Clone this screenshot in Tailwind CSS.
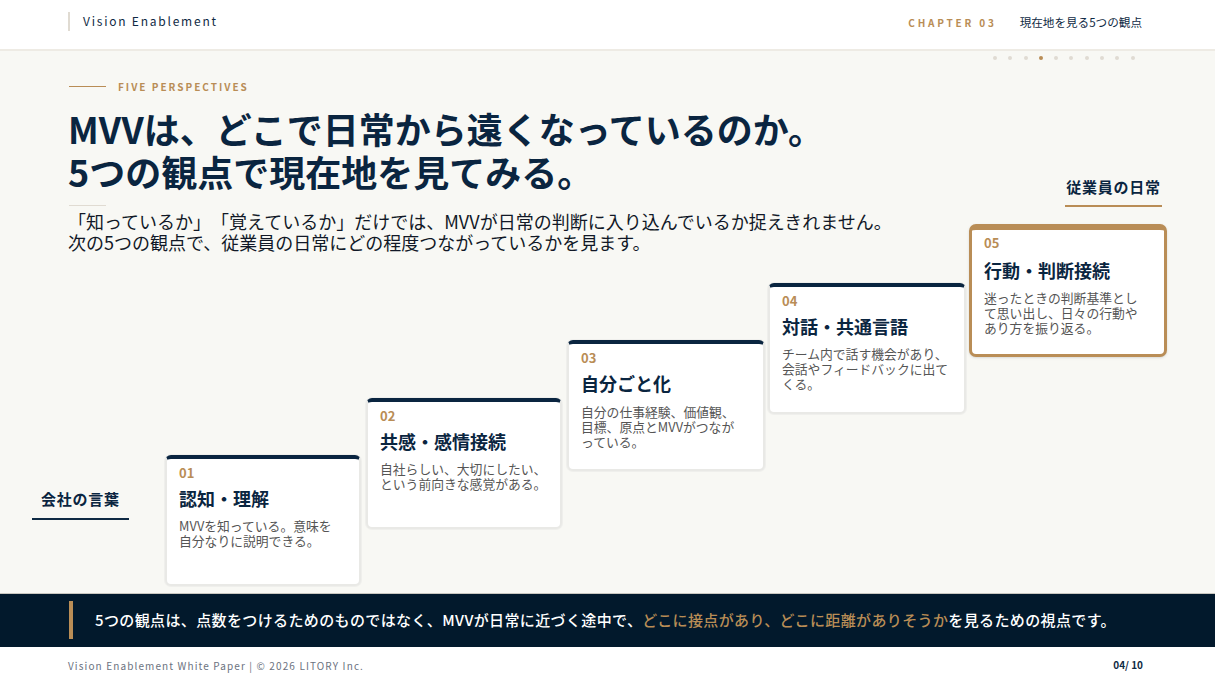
<!DOCTYPE html>
<html lang="ja">
<head>
  <meta charset="UTF-8">
  <title>Vision Enablement</title>
  <script src="https://cdn.jsdelivr.net/npm/@tailwindcss/browser@4"></script>
</head>
<body class="font-['Noto_Sans_CJK_JP','Noto_Sans',sans-serif] [text-spacing-trim:space-all] text-[#0f2a44] bg-white">
<div class="relative w-[1215px] h-[682px] overflow-hidden flex flex-col">

  <!-- Header -->
  <header class="h-[51px] shrink-0 bg-white border-b-2 border-[#eeebe4] flex items-center justify-between pl-[68px] pr-[73px] pb-[7px]">
    <div class="border-l-2 border-[#e0dbd2] pl-[13px] h-[19px] flex items-center text-[12px] tracking-[0.148em] text-[#0f2a44]">Vision Enablement</div>
    <div class="flex items-center gap-[23px] pt-[3px]">
      <span class="text-[10px] font-bold tracking-[0.28em] text-[#b98d56]">CHAPTER 03</span>
      <span class="text-[11.6px] text-[#0f2a44]">現在地を見る5つの観点</span>
    </div>
  </header>

  <!-- Progress dots -->
  <div class="absolute left-[993px] top-[56px] flex items-center gap-[11.3px]">
    <span class="w-[4px] h-[4px] rounded-full bg-[#e0dbd2]"></span>
    <span class="w-[4px] h-[4px] rounded-full bg-[#e0dbd2]"></span>
    <span class="w-[4px] h-[4px] rounded-full bg-[#e0dbd2]"></span>
    <span class="w-[4px] h-[4px] rounded-full bg-[#b98d56]"></span>
    <span class="w-[4px] h-[4px] rounded-full bg-[#e0dbd2]"></span>
    <span class="w-[4px] h-[4px] rounded-full bg-[#e0dbd2]"></span>
    <span class="w-[4px] h-[4px] rounded-full bg-[#e0dbd2]"></span>
    <span class="w-[4px] h-[4px] rounded-full bg-[#e0dbd2]"></span>
    <span class="w-[4px] h-[4px] rounded-full bg-[#e0dbd2]"></span>
    <span class="w-[4px] h-[4px] rounded-full bg-[#e0dbd2]"></span>
  </div>

  <!-- Main -->
  <main class="flex-1 bg-[#f8f8f4] grid">
    <!-- Heading block -->
    <section class="col-start-1 row-start-1 pl-[69px] pt-[26px]">
      <div class="flex items-center gap-[12px] h-[18px]">
        <span class="w-[37px] h-px bg-[#b98d56]"></span>
        <span class="text-[10px] font-bold tracking-[0.2em] text-[#b98d56]">FIVE PERSPECTIVES</span>
      </div>
      <h1 class="mt-[12px] -ml-px text-[36px] leading-[43px] font-bold text-[#0a2540]">MVVは、どこで日常から遠くなっているのか。<br>5つの観点で現在地を見てみる。</h1>
      <div class="mt-[12px] w-[37px] h-px bg-[#e0dbd2]"></div>
      <p class="mt-[5px] -ml-px text-[18px] leading-[21px] text-[#111827]">「知っているか」「覚えているか」だけでは、MVVが日常の判断に入り込んでいるか捉えきれません。<br>次の5つの観点で、従業員の日常にどの程度つながっているかを見ます。</p>
    </section>

    <!-- Stairs -->
    <section class="col-start-1 row-start-1 self-end flex items-end pl-[32px] pb-[7px]">
      <div class="w-[97px] mr-[36px] mb-[66px] border-b-2 border-[#0f2a44] pb-[9px] text-center text-[15px] leading-[21px] font-bold tracking-[0.05em] text-[#0a2540]">会社の言葉</div>

      <article class="w-[196px] h-[131px] mr-[5px] bg-white rounded-[6px] border-2 border-[#e9e9e6] border-t-[4px] border-t-[#0a2540] px-[12px] shadow-[0_0_0_1px_#efefec]">
        <div class="text-[13px] leading-[17px] font-bold text-[#b98d56] mt-[5px]">01</div>
        <h2 class="mt-[5px] text-[18px] leading-[24px] font-bold text-[#0a2540]">認知・理解</h2>
        <p class="mt-[8px] text-[12.8px] leading-[15px] text-[#555]">MVVを知っている。意味を<br>自分なりに説明できる。</p>
      </article>

      <article class="w-[196px] h-[131px] mr-[5px] mb-[57px] bg-white rounded-[6px] border-2 border-[#e9e9e6] border-t-[4px] border-t-[#0a2540] px-[12px] shadow-[0_0_0_1px_#efefec]">
        <div class="text-[13px] leading-[17px] font-bold text-[#b98d56] mt-[5px]">02</div>
        <h2 class="mt-[5px] text-[18px] leading-[24px] font-bold text-[#0a2540]">共感・感情接続</h2>
        <p class="mt-[8px] text-[12.8px] leading-[15px] text-[#555]">自社らしい、大切にしたい、<br>という前向きな感覚がある。</p>
      </article>

      <article class="w-[198px] h-[131px] mr-[3px] mb-[115px] bg-white rounded-[6px] border-2 border-[#e9e9e6] border-t-[4px] border-t-[#0a2540] px-[12px] shadow-[0_0_0_1px_#efefec]">
        <div class="text-[13px] leading-[17px] font-bold text-[#b98d56] mt-[5px]">03</div>
        <h2 class="mt-[5px] text-[18px] leading-[24px] font-bold text-[#0a2540]">自分ごと化</h2>
        <p class="mt-[9px] text-[12.8px] leading-[15px] text-[#555]">自分の仕事経験、価値観、<br>目標、原点とMVVがつなが<br>っている。</p>
      </article>

      <article class="w-[198px] h-[131px] mr-[3px] mb-[172px] bg-white rounded-[6px] border-2 border-[#e9e9e6] border-t-[4px] border-t-[#0a2540] px-[12px] shadow-[0_0_0_1px_#efefec]">
        <div class="text-[13px] leading-[17px] font-bold text-[#b98d56] mt-[5px]">04</div>
        <h2 class="mt-[5px] text-[18px] leading-[24px] font-bold text-[#0a2540]">対話・共通言語</h2>
        <p class="mt-[8px] text-[12.8px] leading-[15px] text-[#555]">チーム内で話す機会があり、<br>会話やフィードバックに出て<br>くる。</p>
      </article>

      <div class="w-[198px] mb-[229px] flex flex-col">
        <div class="self-end w-[97px] mr-[5px] mb-[17px] border-b-2 border-[#b98d56] pb-[8px] pt-[1px] text-center text-[15px] leading-[21px] font-bold tracking-[0.05em] text-[#0a2540]">従業員の日常</div>
        <article class="h-[133px] bg-white rounded-[7px] border-[3px] border-[#b98d56] border-t-[6px] px-[12px] shadow-sm">
          <div class="text-[13px] leading-[17px] font-bold text-[#b98d56] mt-[4px]">05</div>
          <h2 class="mt-[7px] text-[18px] leading-[24px] font-bold text-[#0a2540]">行動・判断接続</h2>
          <p class="mt-[8px] text-[12.8px] leading-[15px] text-[#555]">迷ったときの判断基準とし<br>て思い出し、日々の行動や<br>あり方を振り返る。</p>
        </article>
      </div>
    </section>
  </main>

  <!-- Message bar -->
  <div class="h-[54px] shrink-0 bg-[#02192c] border-t border-[#c9c7c0] flex items-center pl-[69px] pb-[1px]">
    <span class="w-[4px] h-[38px] bg-[#b98d56] mr-[22px]"></span>
    <p class="text-[15px] font-medium text-white tracking-[0.025em]">5つの観点は、点数をつけるためのものではなく、MVVが日常に近づく途中で、<span class="text-[#b98d56]">どこに接点があり、どこに距離がありそうか</span>を見るための視点です。</p>
  </div>

  <!-- Footer -->
  <footer class="h-[35px] shrink-0 bg-white flex items-center justify-between pl-[68px] pr-[72px]">
    <span class="text-[10px] tracking-[0.112em] text-[#6b7280] pt-[1px]">Vision Enablement White Paper | © 2026 LITORY Inc.</span>
    <span class="text-[10px] font-bold text-[#0f2a44]">04/ 10</span>
  </footer>
</div>
</body>
</html>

▸ THE REQUEST: In your copy of the listing above, reproduce each line exactly and omit all pictures.

▸ PROBLEM SOLUTION:
Clone this screenshot in Tailwind CSS.
<!DOCTYPE html>
<html lang="ja">
<head>
  <meta charset="UTF-8">
  <title>Vision Enablement</title>
  <script src="https://cdn.jsdelivr.net/npm/@tailwindcss/browser@4"></script>
</head>
<body class="font-['Noto_Sans_CJK_JP','Noto_Sans',sans-serif] [text-spacing-trim:space-all] text-[#0f2a44] bg-white">
<div class="relative w-[1215px] h-[682px] overflow-hidden flex flex-col">

  <!-- Header -->
  <header class="h-[51px] shrink-0 bg-white border-b-2 border-[#eeebe4] flex items-center justify-between pl-[68px] pr-[73px] pb-[7px]">
    <div class="border-l-2 border-[#e0dbd2] pl-[13px] h-[19px] flex items-center text-[12px] tracking-[0.148em] text-[#0f2a44]">Vision Enablement</div>
    <div class="flex items-center gap-[23px] pt-[3px]">
      <span class="text-[10px] font-bold tracking-[0.28em] text-[#b98d56]">CHAPTER 03</span>
      <span class="text-[11.6px] text-[#0f2a44]">現在地を見る5つの観点</span>
    </div>
  </header>

  <!-- Progress dots -->
  <div class="absolute left-[993px] top-[56px] flex items-center gap-[11.3px]">
    <span class="w-[4px] h-[4px] rounded-full bg-[#e0dbd2]"></span>
    <span class="w-[4px] h-[4px] rounded-full bg-[#e0dbd2]"></span>
    <span class="w-[4px] h-[4px] rounded-full bg-[#e0dbd2]"></span>
    <span class="w-[4px] h-[4px] rounded-full bg-[#b98d56]"></span>
    <span class="w-[4px] h-[4px] rounded-full bg-[#e0dbd2]"></span>
    <span class="w-[4px] h-[4px] rounded-full bg-[#e0dbd2]"></span>
    <span class="w-[4px] h-[4px] rounded-full bg-[#e0dbd2]"></span>
    <span class="w-[4px] h-[4px] rounded-full bg-[#e0dbd2]"></span>
    <span class="w-[4px] h-[4px] rounded-full bg-[#e0dbd2]"></span>
    <span class="w-[4px] h-[4px] rounded-full bg-[#e0dbd2]"></span>
  </div>

  <!-- Main -->
  <main class="flex-1 bg-[#f8f8f4] grid">
    <!-- Heading block -->
    <section class="col-start-1 row-start-1 pl-[69px] pt-[26px]">
      <div class="flex items-center gap-[12px] h-[18px]">
        <span class="w-[37px] h-px bg-[#b98d56]"></span>
        <span class="text-[10px] font-bold tracking-[0.2em] text-[#b98d56]">FIVE PERSPECTIVES</span>
      </div>
      <h1 class="mt-[12px] -ml-px text-[36px] leading-[43px] font-bold text-[#0a2540]">MVVは、どこで日常から遠くなっているのか。<br>5つの観点で現在地を見てみる。</h1>
      <div class="mt-[12px] w-[37px] h-px bg-[#e0dbd2]"></div>
      <p class="mt-[5px] -ml-px text-[18px] leading-[21px] text-[#111827]">「知っているか」「覚えているか」だけでは、MVVが日常の判断に入り込んでいるか捉えきれません。<br>次の5つの観点で、従業員の日常にどの程度つながっているかを見ます。</p>
    </section>

    <!-- Stairs -->
    <section class="col-start-1 row-start-1 self-end flex items-end pl-[32px] pb-[7px]">
      <div class="w-[97px] mr-[36px] mb-[66px] border-b-2 border-[#0f2a44] pb-[9px] text-center text-[15px] leading-[21px] font-bold tracking-[0.05em] text-[#0a2540]">会社の言葉</div>

      <article class="w-[196px] h-[131px] mr-[5px] bg-white rounded-[6px] border-2 border-[#e9e9e6] border-t-[4px] border-t-[#0a2540] px-[12px] shadow-[0_0_0_1px_#efefec]">
        <div class="text-[13px] leading-[17px] font-bold text-[#b98d56] mt-[5px]">01</div>
        <h2 class="mt-[5px] text-[18px] leading-[24px] font-bold text-[#0a2540]">認知・理解</h2>
        <p class="mt-[8px] text-[12.8px] leading-[15px] text-[#555]">MVVを知っている。意味を<br>自分なりに説明できる。</p>
      </article>

      <article class="w-[196px] h-[131px] mr-[5px] mb-[57px] bg-white rounded-[6px] border-2 border-[#e9e9e6] border-t-[4px] border-t-[#0a2540] px-[12px] shadow-[0_0_0_1px_#efefec]">
        <div class="text-[13px] leading-[17px] font-bold text-[#b98d56] mt-[5px]">02</div>
        <h2 class="mt-[5px] text-[18px] leading-[24px] font-bold text-[#0a2540]">共感・感情接続</h2>
        <p class="mt-[8px] text-[12.8px] leading-[15px] text-[#555]">自社らしい、大切にしたい、<br>という前向きな感覚がある。</p>
      </article>

      <article class="w-[198px] h-[131px] mr-[3px] mb-[115px] bg-white rounded-[6px] border-2 border-[#e9e9e6] border-t-[4px] border-t-[#0a2540] px-[12px] shadow-[0_0_0_1px_#efefec]">
        <div class="text-[13px] leading-[17px] font-bold text-[#b98d56] mt-[5px]">03</div>
        <h2 class="mt-[5px] text-[18px] leading-[24px] font-bold text-[#0a2540]">自分ごと化</h2>
        <p class="mt-[9px] text-[12.8px] leading-[15px] text-[#555]">自分の仕事経験、価値観、<br>目標、原点とMVVがつなが<br>っている。</p>
      </article>

      <article class="w-[198px] h-[131px] mr-[3px] mb-[172px] bg-white rounded-[6px] border-2 border-[#e9e9e6] border-t-[4px] border-t-[#0a2540] px-[12px] shadow-[0_0_0_1px_#efefec]">
        <div class="text-[13px] leading-[17px] font-bold text-[#b98d56] mt-[5px]">04</div>
        <h2 class="mt-[5px] text-[18px] leading-[24px] font-bold text-[#0a2540]">対話・共通言語</h2>
        <p class="mt-[8px] text-[12.8px] leading-[15px] text-[#555]">チーム内で話す機会があり、<br>会話やフィードバックに出て<br>くる。</p>
      </article>

      <div class="w-[198px] mb-[229px] flex flex-col">
        <div class="self-end w-[97px] mr-[5px] mb-[17px] border-b-2 border-[#b98d56] pb-[8px] pt-[1px] text-center text-[15px] leading-[21px] font-bold tracking-[0.05em] text-[#0a2540]">従業員の日常</div>
        <article class="h-[133px] bg-white rounded-[7px] border-[3px] border-[#b98d56] border-t-[6px] px-[12px] shadow-sm">
          <div class="text-[13px] leading-[17px] font-bold text-[#b98d56] mt-[4px]">05</div>
          <h2 class="mt-[7px] text-[18px] leading-[24px] font-bold text-[#0a2540]">行動・判断接続</h2>
          <p class="mt-[8px] text-[12.8px] leading-[15px] text-[#555]">迷ったときの判断基準とし<br>て思い出し、日々の行動や<br>あり方を振り返る。</p>
        </article>
      </div>
    </section>
  </main>

  <!-- Message bar -->
  <div class="h-[54px] shrink-0 bg-[#02192c] border-t border-[#c9c7c0] flex items-center pl-[69px] pb-[1px]">
    <span class="w-[4px] h-[38px] bg-[#b98d56] mr-[22px]"></span>
    <p class="text-[15px] font-medium text-white tracking-[0.025em]">5つの観点は、点数をつけるためのものではなく、MVVが日常に近づく途中で、<span class="text-[#b98d56]">どこに接点があり、どこに距離がありそうか</span>を見るための視点です。</p>
  </div>

  <!-- Footer -->
  <footer class="h-[35px] shrink-0 bg-white flex items-center justify-between pl-[68px] pr-[72px]">
    <span class="text-[10px] tracking-[0.112em] text-[#6b7280] pt-[1px]">Vision Enablement White Paper | © 2026 LITORY Inc.</span>
    <span class="text-[10px] font-bold text-[#0f2a44]">04/ 10</span>
  </footer>
</div>
</body>
</html>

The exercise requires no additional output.